= Corporate sustainable profitability =

Corporate sustainable profitability (CSP) revolves around the idea that companies who take responsibility from an economical, environmental and social perspective can become more profitable.

== The stairway to CSP ==
Sustainable profitability can be achieved through a stairway with four steps, each step part of a value chain by production, coworkers, customers and brands. Through this process, corporates can gain a larger overall perspective on their business.

That means a new holistic approach where economic, human beings, and the environment are interrelated to make a long-term sustainable profitability. This creates an ambiance of a win-win-situation for all parts that’s involved.

=== Step 1 - The product ===

Raw material for a profitable and sustainable business.
The first step towards achieving CSP is to study and analyze the product or the service and see how it can be made more sustainable and profitable. The fundamentals of CSP entail analyzing what the product consists of: components such as working conditions, raw material and environmental impact. The study requires close collaboration with suppliers and allows companies to build a solid foundation in the effort towards a more sustainable profitability.

Environmental measures can result in savings and an increased income. (CSP). Energy efficiency, use of recycled materials, minimizing of material waste, and engaged and healthy employees are direct cost saving actions. As a business it is important to focus on the part of the product or the service process that needs attention and invest with the goal of shaping a more sustainable business.

=== Step 2 - The employees ===

The employees are the ambassadors to maintain sustainable profitability.
CSP also addresses how companies can attract motivated and engaged employees that work towards increasing business developments. Young graduates looking for jobs are now evaluating companies for both its CSR values and business environment. Therefore, it is important for companies to strive to become a CSP-oriented company, where the leadership strives for ever-improving agreements, policies and values.

Companies are facing a great challenge to implement CSP in their operations and communicating changes internally and externally. Profitability comes when employees feel more engaged with their work. This in turn leads to better performance and efficiency, an important factor for companies to who want to maintain an increasing level of profitability.

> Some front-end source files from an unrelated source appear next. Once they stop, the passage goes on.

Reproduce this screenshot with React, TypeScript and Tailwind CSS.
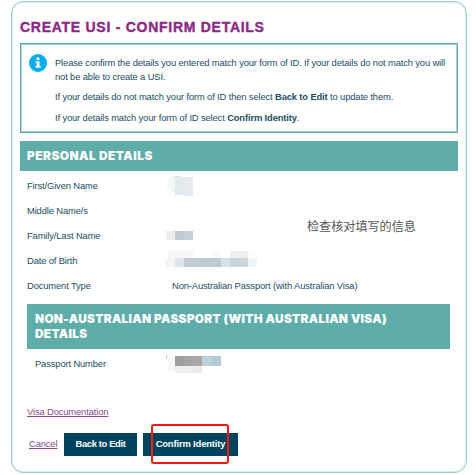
import React from "react";

type Block = [x: number, y: number, w: number, h: number, fill: string];

interface Row {
  label: string;
  value?: string;
  mask?: Block[];
}

// Blocks are relative to the left edge of the value column
const rows: Row[] = [
  {
    label: "First/Given Name",
    mask: [
      [1, 7, 8, 9, "#f7f8f8"],
      [4, 4, 5, 15, "#f5f6f7"],
      [9, 4, 9, 18, "#e3eaed"],
      [18, 4, 9, 19, "#e5ebee"],
      [7, 3, 8, 1, "#d2ebe8"],
    ],
  },
  { label: "Middle Name/s" },
  {
    label: "Family/Last Name",
    mask: [
      [0, 8, 9, 9, "#ececeb"],
      [9, 8, 9, 9, "#bfcad1"],
      [18, 8, 9, 9, "#c5d0d8"],
    ],
  },
  {
    label: "Date of Birth",
    mask: [
      [2, 3, 7, 8, "#f8f7f8"],
      [9, 3, 18, 7, "#f6f7f9"],
      [46, 3, 9, 7, "#f7f9fa"],
      [64, 3, 18, 7, "#ebf0f2"],
      [82, 4, 9, 6, "#fafcfd"],
      [0, 10, 9, 9, "#f5f3f5"],
      [9, 10, 9, 9, "#dfe4ec"],
      [18, 10, 18, 9, "#c0ccd2"],
      [36, 10, 19, 9, "#bccad1"],
      [55, 10, 9, 9, "#d8e2e6"],
      [64, 10, 9, 9, "#c6d5da"],
      [73, 10, 9, 9, "#cfd6d9"],
      [82, 10, 9, 9, "#eff6fb"],
    ],
  },
  { label: "Document Type", value: "Non-Australian Passport (with Australian Visa)" },
];

const passportMask: Block[] = [
  [0, 4, 1, 4, "#c3c3c3"],
  [2, 6, 7, 14, "#f6f6f6"],
  [9, 5, 9, 10, "#a19d9b"],
  [18, 5, 9, 10, "#a7a5a4"],
  [27, 5, 9, 10, "#aaa8a7"],
  [36, 5, 10, 10, "#bed0dc"],
  [46, 5, 9, 10, "#b4c9d4"],
  [9, 15, 18, 7, "#f0f0f0"],
  [27, 15, 9, 7, "#eeecea"],
];

const Mask = ({ blocks }: { blocks: Block[] }) => (
  <svg width="92" height="25" viewBox="0 0 92 25" shapeRendering="crispEdges">
    {blocks.map(([x, y, w, h, fill], index) => (
      <rect key={index} x={x} y={y} width={w} height={h} fill={fill} />
    ))}
  </svg>
);

const InfoIcon = () => (
  <svg className="h-[18px] w-[18px] shrink-0" viewBox="0 0 18 18">
    <circle cx="9" cy="9" r="9" fill="#00adee" />
    <rect x="7.6" y="3.6" width="2.9" height="2.4" rx="0.5" fill="#fff" />
    <path d="M6.6 7.2h3.9v4.9h1.2v1.7H6.5v-1.7h1.2V8.9H6.6z" fill="#fff" />
  </svg>
);

const App = () => {
  return (
    <div className="h-[475px] w-[476px] bg-white pl-[11px] pt-px font-['Liberation_Sans','Noto_Sans_CJK_SC',sans-serif] text-[9.4px] tracking-[-0.135px] text-[#214e66]">
      <div className="h-[472px] w-[456px] rounded-xl border border-[#9dcdca] pl-2 pt-[17px] shadow-[inset_0_0_0_1px_#dbeeed]">
        <h1 className="h-[24px] whitespace-nowrap text-[14px] font-bold leading-4 tracking-[0.73px] text-[#8b2a85] [-webkit-text-stroke:0.4px_#8b2a85]">
          CREATE USI - CONFIRM DETAILS
        </h1>

        <section className="flex h-[90px] w-[438px] gap-2 border border-[#5fada9] pl-2 pt-[10px] shadow-[inset_0_0_0_1px_#a9d4d1]">
          <InfoIcon />
          <div className="space-y-[7px] whitespace-nowrap pt-[2px] leading-[13.5px]">
            <p>
              Please confirm the details you entered match your form of ID. If your details do not match you will
              <br />
              not be able to create a USI.
            </p>
            <p>
              If your details do not match your form of ID then select <b>Back to Edit</b> to update them.
            </p>
            <p>
              If your details match your form of ID select <b>Confirm Identity</b>.
            </p>
          </div>
        </section>

        <h2 className="mt-2 flex h-[30px] w-[438px] items-center bg-[#5fada9] pl-[7px] pt-px font-['Inter',sans-serif] text-[11.8px] font-black tracking-[0.52px] text-white">
          PERSONAL DETAILS
        </h2>

        <div className="relative pt-[2px]">
          {rows.map((row) => (
            <div key={row.label} className="flex h-[25px] items-center pl-[7px]">
              <span className="w-[139px] pt-px">{row.label}</span>
              {row.mask && <Mask blocks={row.mask} />}
              {row.value && <span className="whitespace-nowrap pl-[6px] pt-px">{row.value}</span>}
            </div>
          ))}
          <p className="absolute left-[287px] top-[46px] whitespace-nowrap font-['Noto_Sans_CJK_SC',sans-serif] text-[12.1px] leading-[18px] tracking-normal text-[#555]">
            检查核对填写的信息
          </p>
        </div>

        <div className="ml-[7px] mt-[6px] w-[423px]">
          <h2 className="h-[45px] bg-[#5fada9] pl-2 pt-2 font-['Inter',sans-serif] text-[11.8px] font-black leading-[15px] tracking-[0.32px] text-white">
            NON-AUSTRALIAN PASSPORT (WITH AUSTRALIAN VISA)
            <br />
            DETAILS
          </h2>
          <div className="mt-[2px] flex h-[25px] items-center pl-2">
            <span className="w-[131px] pt-px">Passport Number</span>
            <Mask blocks={passportMask} />
          </div>
        </div>

        <a href="#" className="ml-[7px] mt-[29px] block w-fit leading-[13px] text-[#8b4a90] underline">
          Visa Documentation
        </a>

        <div className="mt-[15px] flex h-[23px] items-center pl-[9px]">
          <a href="#" className="w-[35px] text-[#8b4a90] underline">
            Cancel
          </a>
          <button className="h-full w-[73px] bg-[#00435e] font-bold tracking-[-0.36px] text-white">Back to Edit</button>
          <div className="relative ml-[6px] h-full">
            <button className="h-full w-[95px] bg-[#00435e] font-bold text-white">Confirm Identity</button>
            <span className="absolute -top-[9px] left-[8px] h-[40px] w-[78px] rounded-[3px] border-2 border-[#f5180f]" />
          </div>
        </div>
      </div>
    </div>
  );
};

export default App;
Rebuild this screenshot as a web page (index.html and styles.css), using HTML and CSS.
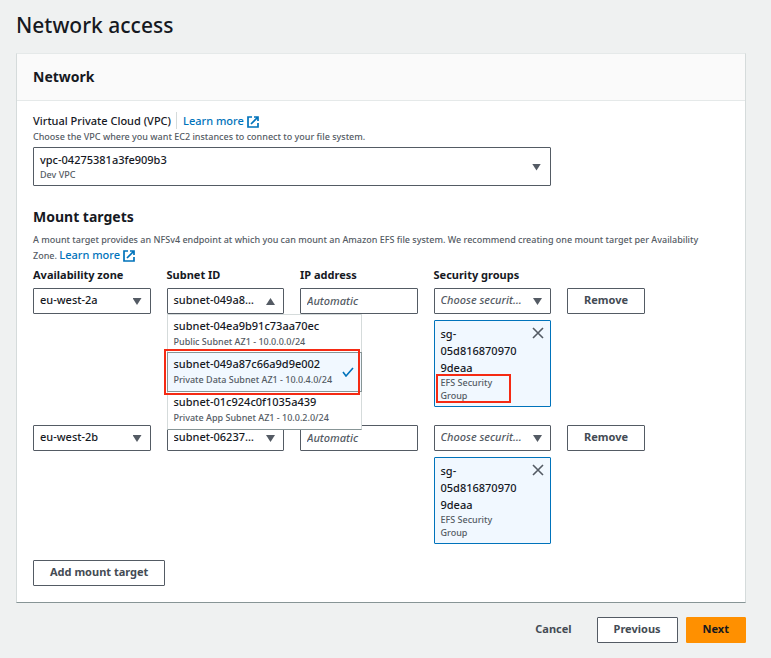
FILE: index.html
```html
<!DOCTYPE html>
<html lang="en">
<head>
<meta charset="utf-8">
<meta name="viewport" content="width=device-width, initial-scale=1">
<title>Network access</title>
<link rel="stylesheet" href="styles.css">
</head>
<body>
<svg class="sprite" aria-hidden="true">
  <symbol id="external" viewBox="0 0 12 12">
    <path d="M5 1H1v10h10V7M7 1h4v4M11 1 4 8" fill="none" stroke="currentColor" stroke-width="1.7"/>
  </symbol>
  <symbol id="close" viewBox="0 0 12 12">
    <path d="M1 1l10 10M11 1L1 11" fill="none" stroke="currentColor" stroke-width="1.6"/>
  </symbol>
</svg>
<main class="page">
  <h1 class="page-title">Network access</h1>
  <section class="card">
    <header class="card-header"><h2 class="heading">Network</h2></header>
    <div class="card-body">
      <div class="vpc">
        <div class="label-row">
          <span class="label" id="vpc-label">Virtual Private Cloud (VPC)</span>
          <a class="link divided" href="#">Learn more <svg class="external"><use href="#external"/></svg></a>
        </div>
        <p class="hint">Choose the VPC where you want EC2 instances to connect to your file system.</p>
        <button class="control vpc-select" type="button" aria-haspopup="listbox" aria-labelledby="vpc-label vpc-value">
          <span class="name" id="vpc-value">vpc-04275381a3fe909b3</span>
          <span class="detail">Dev VPC</span>
        </button>
      </div>

      <h2 class="heading">Mount targets</h2>
      <p class="description">A mount target provides an NFSv4 endpoint at which you can mount an Amazon EFS file system. We recommend creating one mount target per Availability Zone. <a class="link" href="#">Learn more <svg class="external"><use href="#external"/></svg></a></p>

      <div class="targets column-labels">
        <span id="az">Availability zone</span>
        <span id="subnet">Subnet ID</span>
        <span id="ip">IP address</span>
        <span id="sg">Security groups</span>
      </div>

      <div class="targets target-row">
        <div class="select"><select class="control" aria-labelledby="az"><option>eu-west-2a</option></select></div>
        <div class="select open">
          <button class="control" type="button" aria-haspopup="listbox" aria-expanded="true" aria-labelledby="subnet">subnet-049a8…</button>
          <ul class="menu" role="listbox" aria-labelledby="subnet">
            <li class="option" role="option" aria-selected="false"><span class="name">subnet-04ea9b91c73aa70ec</span><span class="detail">Public Subnet AZ1 - 10.0.0.0/24</span></li>
            <li class="option selected" role="option" aria-selected="true"><span class="name">subnet-049a87c66a9d9e002</span><span class="detail">Private Data Subnet AZ1 - 10.0.4.0/24</span>
              <svg class="check" viewBox="0 0 12 10" aria-hidden="true"><path d="M1 5l3 4 7-8" fill="none" stroke="currentColor" stroke-width="1.6"/></svg>
            </li>
            <li class="option" role="option" aria-selected="false"><span class="name">subnet-01c924c0f1035a439</span><span class="detail">Private App Subnet AZ1 - 10.0.2.0/24</span></li>
          </ul>
        </div>
        <input class="control" type="text" placeholder="Automatic" aria-labelledby="ip">
        <div class="groups">
          <div class="select"><select class="control empty" aria-labelledby="sg"><option>Choose security groups</option></select></div>
          <div class="token">
            <div class="token-text"><span class="token-name">sg-05d8168709709deaa</span><span class="token-detail marked">EFS Security Group</span></div>
            <button class="dismiss" type="button" aria-label="Remove security group"><svg><use href="#close"/></svg></button>
          </div>
        </div>
        <button class="button" type="button">Remove</button>
      </div>

      <div class="targets target-row">
        <div class="select"><select class="control" aria-labelledby="az"><option>eu-west-2b</option></select></div>
        <div class="select"><select class="control" aria-labelledby="subnet"><option>subnet-06237…</option></select></div>
        <input class="control" type="text" placeholder="Automatic" aria-labelledby="ip">
        <div class="groups">
          <div class="select"><select class="control empty" aria-labelledby="sg"><option>Choose security groups</option></select></div>
          <div class="token">
            <div class="token-text"><span class="token-name">sg-05d8168709709deaa</span><span class="token-detail">EFS Security Group</span></div>
            <button class="dismiss" type="button" aria-label="Remove security group"><svg><use href="#close"/></svg></button>
          </div>
        </div>
        <button class="button" type="button">Remove</button>
      </div>

      <button class="button" type="button">Add mount target</button>
    </div>
  </section>
  <footer class="actions">
    <button class="button plain" type="button">Cancel</button>
    <button class="button" type="button">Previous</button>
    <button class="button primary" type="button">Next</button>
  </footer>
</main>
</body>
</html>
```
FILE: styles.css
```css
* { box-sizing: border-box; }

body {
  margin: 0;
  background: #eff1f1;
  color: #16191f;
  font: 500 11px/17px "Noto Sans", "Open Sans", sans-serif;
}

button, input, select { font: inherit; color: inherit; }
h1, h2, p, ul { margin: 0; padding: 0; }

.sprite { position: absolute; width: 0; height: 0; }

.page { padding: 10px 25px 16px 16px; }

.page-title {
  margin-bottom: 13px;
  font-size: 21px;
  line-height: 30px;
  font-weight: 500;
}

.card {
  background: #fff;
  border: 1px solid #d5dbdb;
  border-top-color: #e5e9e9;
  border-bottom-color: #879596;
}

.card-header {
  padding: 13px 16px;
  background: #fafafa;
  border-bottom: 1px solid #e5e9e9;
}

.heading { font-size: 14px; line-height: 20px; font-weight: 700; }

.card-body { padding: 11px 16px 16px; }

.vpc { margin-bottom: 21px; }
.label-row { display: flex; align-items: center; margin-bottom: 1px; }
.link { color: #0073bb; font-size: 11px; text-decoration: none; }
.divided { margin-left: 5px; padding-left: 6px; border-left: 1px solid #d5dbdb; }
.external { width: 12px; height: 12px; vertical-align: -3px; }
.hint { font-size: 9px; line-height: 14px; color: #545b64; margin-bottom: 3px; }

.control {
  display: block;
  width: 100%;
  height: 26px;
  margin: 0;
  padding: 0 26px 3px 6px;
  background: #fff;
  border: 1px solid #545b64;
  border-radius: 1px;
  appearance: none;
  overflow: hidden;
  text-align: left;
  text-overflow: ellipsis;
  white-space: nowrap;
}
input.control::placeholder { color: #545b64; opacity: 1; font-style: italic; }
input.control { padding: 0 6px 1px; }
.empty { color: #545b64; font-style: italic; }

.name, .detail { display: block; }
.name { line-height: 17px; }
.detail { font-size: 9px; line-height: 14px; color: #545b64; }

.vpc-select {
  position: relative;
  width: calc((100% + 16px) * 3 / 4 - 16px);
  height: auto;
  padding: 3px 26px 3px 6px;
}

.select { position: relative; }
.select::after, .vpc-select::after {
  content: "";
  position: absolute;
  top: calc(50% - 3px);
  right: 9px;
  width: 9px;
  height: 7px;
  background: #545b64;
  clip-path: polygon(0 0, 100% 0, 50% 100%);
  pointer-events: none;
}
.select.open::after { clip-path: polygon(50% 0, 100% 100%, 0 100%); }

.description {
  margin-top: 5px;
  padding-right: 16px;
  font-size: 9px;
  line-height: 15px;
  color: #545b64;
}

.targets {
  display: grid;
  grid-template-columns: repeat(4, calc((100% + 16px) * 3 / 16 - 16px)) auto;
  column-gap: 16px;
  align-items: start;
  justify-items: start;
}
.targets > * { width: 100%; }
.targets > .button { width: auto; }
.column-labels { margin: 3px 0 5px; font-weight: 700; }
.target-row { margin-bottom: 18px; }
.target-row:last-of-type { margin-bottom: 16px; }

.menu {
  position: absolute;
  z-index: 1;
  top: 100%;
  left: 0;
  width: max-content;
  min-width: 195px;
  list-style: none;
  background: #fff;
  border: 1px solid #d5dbdb;
  border-bottom-color: #879596;
}
.option { position: relative; padding: 2px 20px 4px 6px; }
.option .detail { line-height: 15px; }
.selected { background: #f1f8ff; outline: 1px solid #879596; }
.check { position: absolute; right: 7px; top: 14px; width: 12px; height: 10px; color: #0073bb; }
.selected::after, .marked::after {
  content: "";
  position: absolute;
  border: 2px solid #f52a13;
}
.selected::after { inset: -4px 1px -4px -4px; }

.token {
  display: flex;
  justify-content: space-between;
  margin-top: 6px;
  padding: 4px 6px;
  background: #f1f8ff;
  border: 1px solid #0073bb;
  border-radius: 1px;
}
.token-text { width: 80px; }
.token-name { display: block; overflow-wrap: anywhere; }
.token-detail {
  display: block;
  position: relative;
  padding-right: 12px;
  font-size: 9px;
  line-height: 13px;
  color: #545b64;
}
.marked::after { inset: -2px 10px -1px -5px; }
.dismiss {
  width: 12px;
  height: 12px;
  margin-top: 2px;
  padding: 0;
  border: 0;
  background: none;
  color: #545b64;
}
.dismiss svg { display: block; width: 12px; height: 12px; }

.button {
  height: 26px;
  padding: 0 16px 3px;
  background: #fff;
  border: 1px solid #545b64;
  border-radius: 1px;
  color: #444b54;
  font-weight: 700;
}
.plain { background: none; border-color: transparent; }
.primary { background: #ff9000; border-color: #ff9000; color: #16191f; }

.actions { display: flex; justify-content: flex-end; gap: 8px; padding-top: 14px; }
```
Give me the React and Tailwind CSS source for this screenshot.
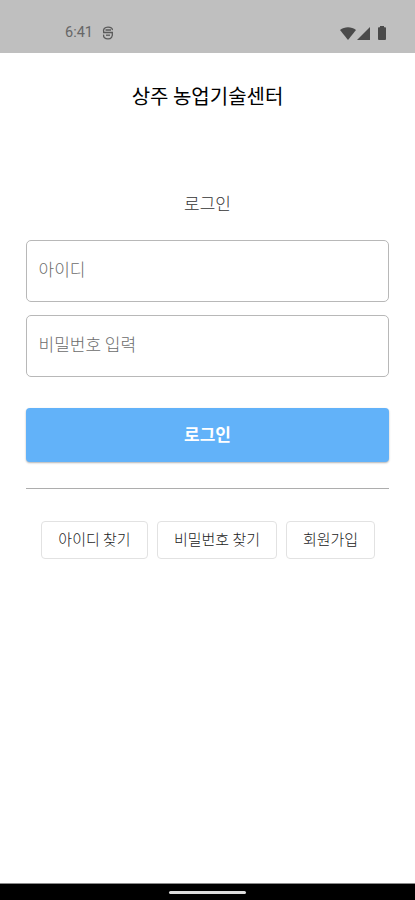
import { useState } from "react";

const links = [
  { label: "아이디 찾기", width: "w-[107px]" },
  { label: "비밀번호 찾기", width: "w-[120px]" },
  { label: "회원가입", width: "w-[89px]" },
];

function StatusBar() {
  return (
    <div className="h-[53px] shrink-0 bg-[#bfbfbf] flex items-start justify-between pt-[25px] pl-[65px] pr-[29px] text-[#4a4a4a]">
      <div className="flex items-center h-4">
        <span className="w-[37px] font-['Roboto',sans-serif] text-[14.5px] leading-4 text-[#666]">
          6:41
        </span>
        <svg width="12" height="14" viewBox="0 0 12 14" fill="none" stroke="#5a5a5a" strokeWidth="1.3">
          <path d="M1.800 6.500C.6 3 2.800 1.200 6 1.200s4.600 1.300 4.400 3" />
          <path d="M3.500 4h5.500M1 6.500h10" />
          <path d="M10.200 6.500C11.200 10.800 9 12.900 6 12.900S1.200 11.500 1.600 8.700" />
          <path d="M4 9.200h4" />
        </svg>
      </div>
      <div className="flex items-center h-4">
        <svg width="16" height="13" viewBox="0 0 16 13" fill="currentColor">
          <path d="M0 3C4.500-.6 11.500-.6 16 3L8 13z" />
        </svg>
        <svg className="ml-[1px]" width="13" height="13" viewBox="0 0 13 13" fill="currentColor">
          <path d="M13 0v13H0z" />
        </svg>
        <svg className="ml-[8px]" width="8" height="14" viewBox="0 0 8 14" fill="currentColor">
          <path d="M2 0h4v1.300h1.200q.8 0 .8.800V13q0 1-1 1H1q-1 0-1-1V2.100q0-.8.800-.8H2z" />
        </svg>
      </div>
    </div>
  );
}

export default function App() {
  const [id, setId] = useState("");
  const [password, setPassword] = useState("");

  const inputClass =
    "block w-full h-[62px] rounded-[5px] border border-[#b8b8b8] bg-white pl-[11.5px] pr-[11px] pb-[5px] text-[17px] font-light text-[#555] placeholder:text-[#6c6c6c] outline-none";

  return (
    <div className="h-screen flex flex-col bg-white font-['Noto_Sans_CJK_KR',sans-serif]">
      <StatusBar />

      <header className="h-[85px] shrink-0 flex items-center justify-center">
        <h1 className="text-[20px] leading-none text-black">상주 농업기술센터</h1>
      </header>

      <main className="flex-1 px-[26px] pt-[52px]">
        <h2 className="h-[26px] leading-[26px] text-center text-[17px] font-light text-[#333]">
          로그인
        </h2>

        <form className="mt-[24px]" onSubmit={(e) => e.preventDefault()}>
          <input
            className={inputClass}
            placeholder="아이디"
            value={id}
            onChange={(e) => setId(e.target.value)}
          />
          <input
            className={`${inputClass} mt-[13px]`}
            type="password"
            placeholder="비밀번호 입력"
            value={password}
            onChange={(e) => setPassword(e.target.value)}
          />
          <button
            type="submit"
            className="mt-[31px] w-full h-[54px] rounded-[4px] bg-[#62b2f9] pb-[2px] text-[17px] font-bold text-white shadow-[0_1px_2px_rgba(0,0,0,0.3)]"
          >
            로그인
          </button>
        </form>

        <hr className="mt-[26px] border-[#adadad]" />

        <div className="mt-8 pl-px flex justify-center gap-[9px]">
          {links.map((link) => (
            <button
              key={link.label}
              className={`${link.width} h-[38px] rounded-[4px] border border-[#e2e2e2] pb-[1px] text-[15px] font-light text-[#222] whitespace-nowrap`}
            >
              {link.label}
            </button>
          ))}
        </div>
      </main>

      <footer className="h-[17px] shrink-0 border-t border-[#8a8a8a] bg-black flex justify-center pt-[7px]">
        <div className="w-[77px] h-[3px] rounded-full bg-[#ddd]" />
      </footer>
    </div>
  );
}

=== Step 3 - The customers ===

The help to sustainable profitability. Customers demand an increasing amount of products and services that are socially and environmentally responsible. This fact emphasizes the skill of learning to listen and respond to consumers' and investors' requirements, both of whom are crucial to the profitability of the company.

We live in a tough business environment where gaining and retaining customers can be difficult. Many companies understand that solid profitability lies in sustainable development, and in order to keep their own CSR values intact, they must consider the implications of working with other companies that do not possess the same values.

=== Step 4 - The brand ===

The brand is a yardstick for sustainable profitability.
The fourth step to reach sustainable profitability is to add and communicate the positive values that social- and environmental responsibility brings. Without communicating what companies actually are doing for both society and the environment, stakeholders miss out on the opportunity to make a conscious choice.

Companies can’t rely simply on PR or marketing to boost their brand credibility. The information society we live in today requires both credible and transparent forms of communication, as it increasingly becomes easier for consumers and stakeholders to examine whether a company really lives what it preaches.

== The difference between CSP and CSR ==
An increasing number of companies are realizing the importance of an orderly and active CSR-orientation as socially, environmentally and economically responsible.

It is important both to enhance the brand and to make a difference for people and society. CSP, Corporate sustainable profit probability, is about how companies can make CSR work profitably. If the company sets the CSR-concept in the business strategy, the positive effects will come spontaneously and the CSR course becomes even more sustainable and profitable in the long-run.

== Affärsaktivisten, the book ==
Affärsaktivisten (The business activist), written by Anna Ryott, the former general secretary of the SOS Children Villages in Sweden, is the first book about CSP. Affärsaktivisten is a guide to the new era of probability where sustainability becomes a part of the corporates DNA.
The book involves big Swedish business profiles, like Antonia Ax:son Johnson, Micael Dahlén and Alice Bah Kuhnke, that engage in "good business", in both senses of the term.